Repeat the data below exactly, dropping any pictures it holds.

Records with interface code:

______

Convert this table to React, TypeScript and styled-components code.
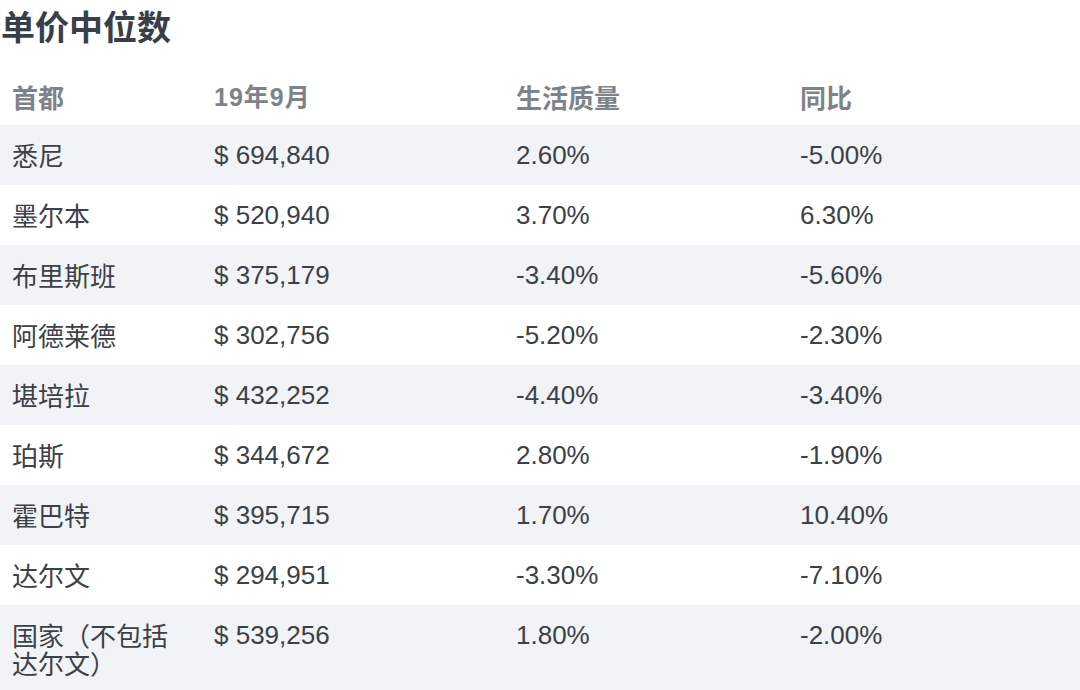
import React from "react";
import styled, { createGlobalStyle } from "styled-components";

const Global = createGlobalStyle`
  html, body { margin: 0; padding: 0; background: #ffffff; }
  body { font-family: "Liberation Sans", "Noto Sans CJK SC", sans-serif; }
`;

const Page = styled.div`
  width: 1080px;
  height: 690px;
  overflow: hidden;
  background: #ffffff;
`;

const Title = styled.h1`
  margin: 0;
  padding: 4px 0 0 1px;
  height: 67px;
  box-sizing: border-box;
  font-size: 34px;
  line-height: 44px;
  font-weight: 700;
  color: #3a3e46;
  font-family: "Noto Sans CJK SC", sans-serif;
`;

const Grid = styled.div`
  display: grid;
  grid-template-columns: 202px 302px 284px 1fr;
`;

const Row = styled.div<{ $shaded?: boolean; $header?: boolean }>`
  display: contents;
  & > div {
    background: ${(p) => (p.$shaded ? "#f2f3f6" : "#ffffff")};
    ${(p) =>
      p.$header
        ? `height: 58px; padding-top: 16px; color: #7e8289; font-weight: 700; font-size: 25px; letter-spacing: 1px;`
        : `height: auto; min-height: 60px; padding-top: 16px; padding-bottom: 16px; color: #3c4048; font-size: 26px;`}
  }
`;

const Cell = styled.div`
  box-sizing: border-box;
  padding-left: 12px;
  padding-right: 18px;
  line-height: 28px;
  font-family: "Liberation Sans", "Noto Sans CJK SC", sans-serif;
`;

const CjkText = styled.span<{ $bold?: boolean }>`
  display: block;
  line-height: 28px;
  font-size: 26px;
  letter-spacing: 0;
  font-family: "Noto Sans CJK SC", sans-serif;
  font-weight: ${(p) => (p.$bold ? 700 : 400)};
`;

const rows: [string, string, string, string][] = [
  ["悉尼", "$ 694,840", "2.60%", "-5.00%"],
  ["墨尔本", "$ 520,940", "3.70%", "6.30%"],
  ["布里斯班", "$ 375,179", "-3.40%", "-5.60%"],
  ["阿德莱德", "$ 302,756", "-5.20%", "-2.30%"],
  ["堪培拉", "$ 432,252", "-4.40%", "-3.40%"],
  ["珀斯", "$ 344,672", "2.80%", "-1.90%"],
  ["霍巴特", "$ 395,715", "1.70%", "10.40%"],
  ["达尔文", "$ 294,951", "-3.30%", "-7.10%"],
  ["国家（不包括达尔文）", "$ 539,256", "1.80%", "-2.00%"],
];

export default function App() {
  return (
    <Page>
      <Global />
      <Title>单价中位数</Title>
      <Grid>
        <Row $header>
          <Cell><CjkText $bold>首都</CjkText></Cell>
          <Cell>19年9月</Cell>
          <Cell><CjkText $bold>生活质量</CjkText></Cell>
          <Cell><CjkText $bold>同比</CjkText></Cell>
        </Row>
        {rows.map((r, i) => (
          <Row key={r[0]} $shaded={i % 2 === 0}>
            <Cell><CjkText>{r[0]}</CjkText></Cell>
            <Cell>{r[1]}</Cell>
            <Cell>{r[2]}</Cell>
            <Cell>{r[3]}</Cell>
          </Row>
        ))}
      </Grid>
    </Page>
  );
}
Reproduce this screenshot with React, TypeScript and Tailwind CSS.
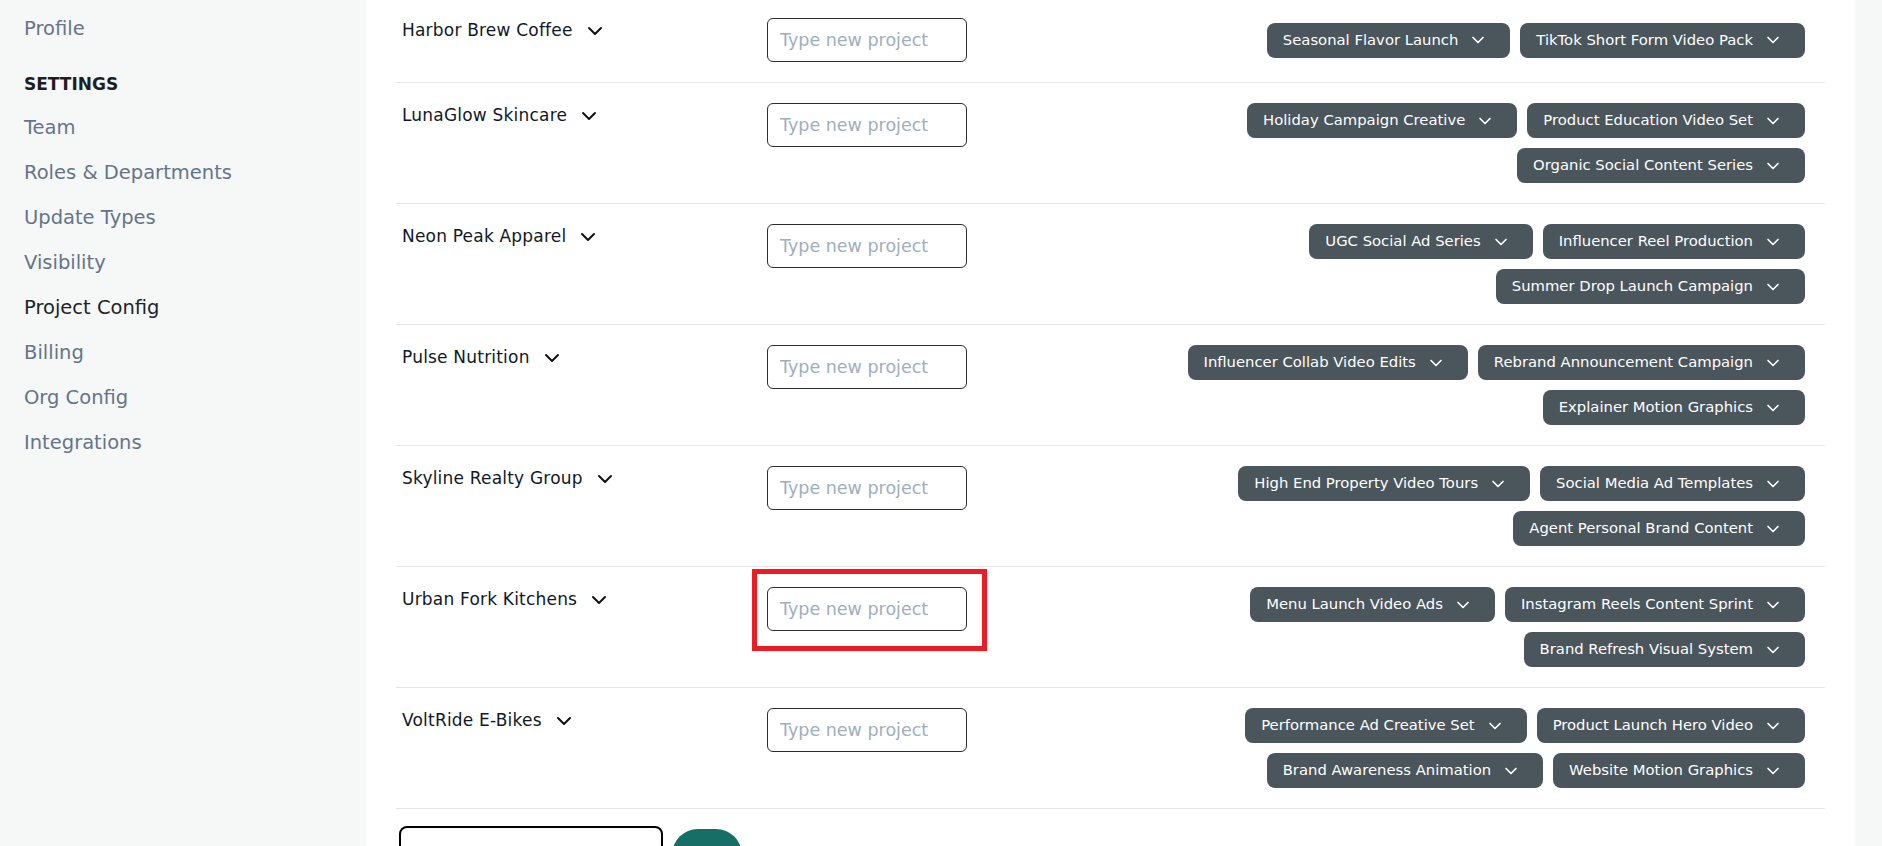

______

**Written answer:**
Convert this table to React, TypeScript and styled-components code.
import React from "react";
import styled, { createGlobalStyle } from "styled-components";

const Global = createGlobalStyle`
  html, body { margin: 0; padding: 0; background: #ffffff; }
  body { font-family: "Liberation Sans", "Noto Sans CJK SC", sans-serif; }
`;

const Page = styled.div`
  width: 1080px;
  height: 690px;
  overflow: hidden;
  background: #ffffff;
`;

const Title = styled.h1`
  margin: 0;
  padding: 4px 0 0 1px;
  height: 67px;
  box-sizing: border-box;
  font-size: 34px;
  line-height: 44px;
  font-weight: 700;
  color: #3a3e46;
  font-family: "Noto Sans CJK SC", sans-serif;
`;

const Grid = styled.div`
  display: grid;
  grid-template-columns: 202px 302px 284px 1fr;
`;

const Row = styled.div<{ $shaded?: boolean; $header?: boolean }>`
  display: contents;
  & > div {
    background: ${(p) => (p.$shaded ? "#f2f3f6" : "#ffffff")};
    ${(p) =>
      p.$header
        ? `height: 58px; padding-top: 16px; color: #7e8289; font-weight: 700; font-size: 25px; letter-spacing: 1px;`
        : `height: auto; min-height: 60px; padding-top: 16px; padding-bottom: 16px; color: #3c4048; font-size: 26px;`}
  }
`;

const Cell = styled.div`
  box-sizing: border-box;
  padding-left: 12px;
  padding-right: 18px;
  line-height: 28px;
  font-family: "Liberation Sans", "Noto Sans CJK SC", sans-serif;
`;

const CjkText = styled.span<{ $bold?: boolean }>`
  display: block;
  line-height: 28px;
  font-size: 26px;
  letter-spacing: 0;
  font-family: "Noto Sans CJK SC", sans-serif;
  font-weight: ${(p) => (p.$bold ? 700 : 400)};
`;

const rows: [string, string, string, string][] = [
  ["悉尼", "$ 694,840", "2.60%", "-5.00%"],
  ["墨尔本", "$ 520,940", "3.70%", "6.30%"],
  ["布里斯班", "$ 375,179", "-3.40%", "-5.60%"],
  ["阿德莱德", "$ 302,756", "-5.20%", "-2.30%"],
  ["堪培拉", "$ 432,252", "-4.40%", "-3.40%"],
  ["珀斯", "$ 344,672", "2.80%", "-1.90%"],
  ["霍巴特", "$ 395,715", "1.70%", "10.40%"],
  ["达尔文", "$ 294,951", "-3.30%", "-7.10%"],
  ["国家（不包括达尔文）", "$ 539,256", "1.80%", "-2.00%"],
];

export default function App() {
  return (
    <Page>
      <Global />
      <Title>单价中位数</Title>
      <Grid>
        <Row $header>
          <Cell><CjkText $bold>首都</CjkText></Cell>
          <Cell>19年9月</Cell>
          <Cell><CjkText $bold>生活质量</CjkText></Cell>
          <Cell><CjkText $bold>同比</CjkText></Cell>
        </Row>
        {rows.map((r, i) => (
          <Row key={r[0]} $shaded={i % 2 === 0}>
            <Cell><CjkText>{r[0]}</CjkText></Cell>
            <Cell>{r[1]}</Cell>
            <Cell>{r[2]}</Cell>
            <Cell>{r[3]}</Cell>
          </Row>
        ))}
      </Grid>
    </Page>
  );
}
Reproduce this screenshot with React, TypeScript and Tailwind CSS.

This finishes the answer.